--- start ---
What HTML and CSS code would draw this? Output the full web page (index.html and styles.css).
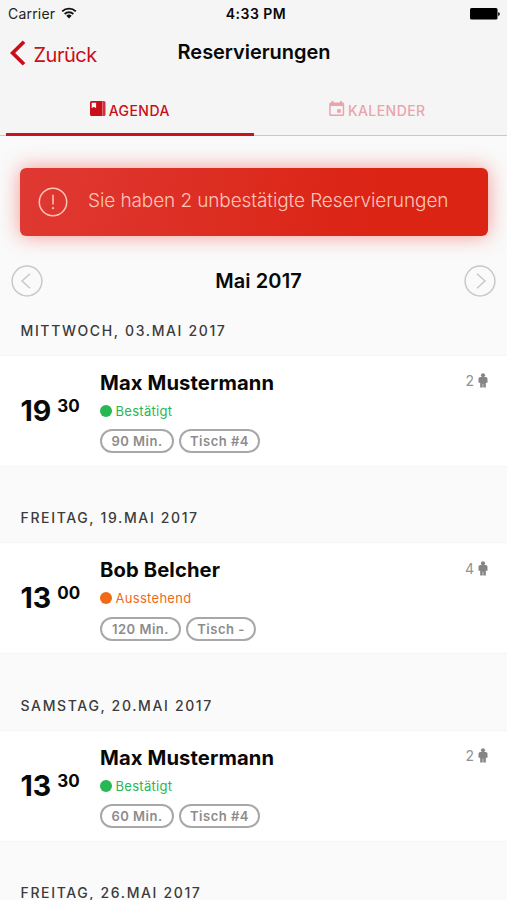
FILE: index.html
```html
<!DOCTYPE html>
<html lang="de">
<head>
<meta charset="utf-8">
<title>Reservierungen</title>
<link rel="stylesheet" href="styles.css">
</head>
<body>
<svg class="defs" width="0" height="0" aria-hidden="true">
  <symbol id="person" viewBox="0 0 10 16">
    <circle cx="5" cy="2.400" r="2.200"/>
    <path d="M2.200 4.200h5.600q2 0 2 1.900v4.400H8V15.500H5.300V11.500h-.6v4H2v-5H.2V6.100q0-1.900 2-1.900z"/>
  </symbol>
</svg>
<header class="header">
  <div class="status">
    <div class="carrier"><span>Carrier</span>
      <svg width="16" height="12" viewBox="0 0 16 12"><g fill="none" stroke="#111" stroke-width="1.9"><path d="M1.200 4.400a9.800 9.800 0 0 1 13.600 0"/><path d="M3.700 7a6.200 6.200 0 0 1 8.600 0"/></g><path d="M8 11.500 5.300 8.800a3.900 3.900 0 0 1 5.400 0z" fill="#111"/></svg>
    </div>
    <div class="clock">4:33 PM</div>
    <div class="battery"><svg width="30" height="12" viewBox="0 0 30 12"><rect width="27.500" height="11.600" rx="1.500"/><path d="M28.200 4v4q1.600-.6 1.600-2t-1.600-2z"/></svg></div>
  </div>
  <nav class="nav">
    <a class="back"><svg width="16" height="26" viewBox="0 0 16 26"><path d="M14 1.700 2.600 13 14 24.300" fill="none" stroke="#c90d19" stroke-width="3.700"/></svg><span>Zurück</span></a>
    <h1 class="title">Reservierungen</h1>
    <span></span>
  </nav>
  <div class="tabs">
    <a class="tab active"><svg width="16" height="16" viewBox="0 0 16 16"><path fill-rule="evenodd" d="M1.500 0H12v15H1.500Q0 15 0 13.500v-12Q0 0 1.500 0zM1.700 1.700v5.200l2.200-.8 2.200.8V1.700z"/><path d="M12.300 0h1.500q1.700 0 1.700 1.500v12q0 1.500-1.700 1.500h-1.500z" opacity=".85"/></svg><span>AGENDA</span></a>
    <a class="tab"><svg width="16" height="16" viewBox="0 0 16 16"><path fill-rule="evenodd" d="M2.500 0h2v1.500h6.500V0h2v1.500h.7q1.500 0 1.500 1.500v10.500q0 1.500-1.500 1.500h-12Q.2 15 .2 13.500V3q0-1.500 1.500-1.500h.8zM1.700 5v8.500h12V5z"/><path d="M8.200 8.200h3.600v3.600H8.200z"/></svg><span>KALENDER</span></a>
  </div>
</header>
<main>
  <div class="alert">
    <svg width="30" height="30" viewBox="0 0 30 30"><circle cx="15" cy="15" r="13.700" fill="none" stroke="#ffc4b9" stroke-width="1.500"/><path d="M15 7.800v9.700" stroke="#ffc4b9" stroke-width="1.500"/><circle cx="15" cy="21.200" r="1.100" fill="#ffc4b9"/></svg>
    <span>Sie haben 2 unbestätigte Reservierungen</span>
  </div>
  <div class="month">
    <svg class="arrow" width="32" height="32" viewBox="0 0 32 32"><circle cx="16" cy="16" r="14.900"/><path d="M19 8.700 11 16l8 7.300"/></svg>
    <h2>Mai 2017</h2>
    <svg class="arrow" width="32" height="32" viewBox="0 0 32 32"><circle cx="16" cy="16" r="14.900"/><path d="m13 8.700 8 7.300-8 7.300"/></svg>
  </div>
  <section class="day first">
    <h3>MITTWOCH, 03.MAI 2017</h3>
    <article class="row">
      <div class="time">19<sup>30</sup></div>
      <div class="info">
        <div class="name">Max Mustermann</div>
        <div class="state ok"><i></i>Bestätigt</div>
        <div class="tags"><span class="w90">90 Min.</span><span class="t4">Tisch #4</span></div>
      </div>
      <div class="guests">2<svg width="10" height="15"><use href="#person"/></svg></div>
    </article>
  </section>
  <section class="day">
    <h3>FREITAG, 19.MAI 2017</h3>
    <article class="row">
      <div class="time">13<sup>00</sup></div>
      <div class="info">
        <div class="name">Bob Belcher</div>
        <div class="state open"><i></i>Ausstehend</div>
        <div class="tags"><span class="w120">120 Min.</span><span class="t0">Tisch -</span></div>
      </div>
      <div class="guests">4<svg width="10" height="15"><use href="#person"/></svg></div>
    </article>
  </section>
  <section class="day">
    <h3>SAMSTAG, 20.MAI 2017</h3>
    <article class="row">
      <div class="time">13<sup>30</sup></div>
      <div class="info">
        <div class="name">Max Mustermann</div>
        <div class="state ok"><i></i>Bestätigt</div>
        <div class="tags"><span class="w90">60 Min.</span><span class="t4">Tisch #4</span></div>
      </div>
      <div class="guests">2<svg width="10" height="15"><use href="#person"/></svg></div>
    </article>
  </section>
  <section class="day">
    <h3>FREITAG, 26.MAI 2017</h3>
  </section>
</main>
</body>
</html>
```
FILE: styles.css
```css
* { box-sizing: border-box; }
html, body { height: 900px; overflow: hidden; }
body { margin: 0; background: #fafafa; color: #080808; font-family: Inter, "Liberation Sans", sans-serif; }
h1, h2, h3 { margin: 0; }
svg { display: block; flex: none; }
.defs { position: absolute; }
.header { height: 136px; background: #f5f5f5; border-bottom: 1px solid #c9c9c9; }
.status { display: grid; grid-template-columns: 1fr auto 1fr; align-items: center; height: 28px; padding: 0 7px 0 8px; font-size: 14px; line-height: 28px; }
.carrier { display: flex; align-items: center; gap: 6px; color: #222; letter-spacing: .2px; }
.carrier svg { margin-top: -3px; }
.clock { font-weight: 600; letter-spacing: .5px; padding-left: 4px; }
.battery { display: flex; justify-content: flex-end; }
.nav { display: grid; grid-template-columns: 1fr auto 1fr; align-items: center; height: 50px; padding: 0 10px; }
.back { display: flex; align-items: center; gap: 7.500px; color: #c90d19; font-size: 20px; letter-spacing: -.5px; }
.back span { padding-top: 3px; }
.title { font-size: 20px; line-height: 48px; font-weight: 600; padding: 0 0 2px 1px; letter-spacing: -.05px; }
.tabs { display: flex; height: 58px; padding: 0 6px; }
.tab { display: flex; flex: 1; align-items: center; justify-content: center; gap: 3px; padding-top: 9px; color: #e9a4ad; fill: #e9a4ad; font-size: 14px; font-weight: 500; letter-spacing: .45px; border-bottom: 3px solid transparent; }
.tab svg { margin-top: -3px; }
.tab.active { color: #c90d19; fill: #c90d19; border-color: #c9141e; }
.alert { display: flex; align-items: center; gap: 20px; height: 68px; margin: 32px 19.500px 0 20px; padding: 0 18px; border-radius: 6px; background: linear-gradient(100deg, #df3933, #db2414 75%); color: #ffc4b9; font-size: 19px; font-weight: 300; letter-spacing: -.1px; white-space: nowrap; box-shadow: 0 0 20px rgba(237, 54, 42, .5); }
.alert span { padding-bottom: 3px; }
.month { display: flex; align-items: center; justify-content: space-between; height: 32px; margin-top: 29px; padding: 0 11px; }
.month h2 { font-size: 20px; font-weight: 600; padding: 0 0 1px 10px; letter-spacing: .1px; }
.arrow { fill: none; stroke: #c8c8c8; stroke-width: 1.500; }
.day h3 { height: 77.700px; padding: 42.600px 0 0 20.500px; color: #3c3c3c; font-size: 14px; line-height: 20px; font-weight: 500; letter-spacing: 1.640px; }
.day.first h3 { height: 58.500px; padding-top: 24px; }
.row { display: flex; height: 110px; padding-left: 20px; background: #fff; box-shadow: 0 0 1px #ddd; }
.time { display: flex; width: 80px; padding: 40px 0 0 .5px; font-size: 28.500px; font-weight: 700; line-height: 30px; }
.time sup { margin-left: 6px; font-size: 17px; line-height: 20px; vertical-align: baseline; }
.info { flex: 1; }
.name { padding-top: 14px; font-size: 20.200px; line-height: 26px; font-weight: 700; letter-spacing: .12px; }
.state { display: flex; align-items: center; gap: 3.500px; margin-top: 5px; font-size: 13px; line-height: 20px; letter-spacing: .3px; }
.state i { width: 12px; height: 12px; border-radius: 50%; background: currentColor; }
.ok { color: #27b753; }
.open { color: #f16a17; }
.tags { display: flex; gap: 5px; margin-top: 8.500px; }
.tags span { height: 24px; border: 2px solid #a8a8a8; border-radius: 12px; color: #8c8c8c; font-size: 13px; font-weight: 600; line-height: 20px; text-align: center; letter-spacing: .5px; }
.w90 { width: 74px; }
.w120 { width: 81px; }
.t4 { width: 81px; }
.t0 { width: 70px; }
.guests { display: flex; align-items: center; gap: 4px; height: 20px; margin: 15px 19px 0 0; color: #929292; fill: #858585; font-size: 14px; }
```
--- end ---
* Prompt
Compute the number of lines above that contain the string "index". Reply with that value only.

* Correct answer
2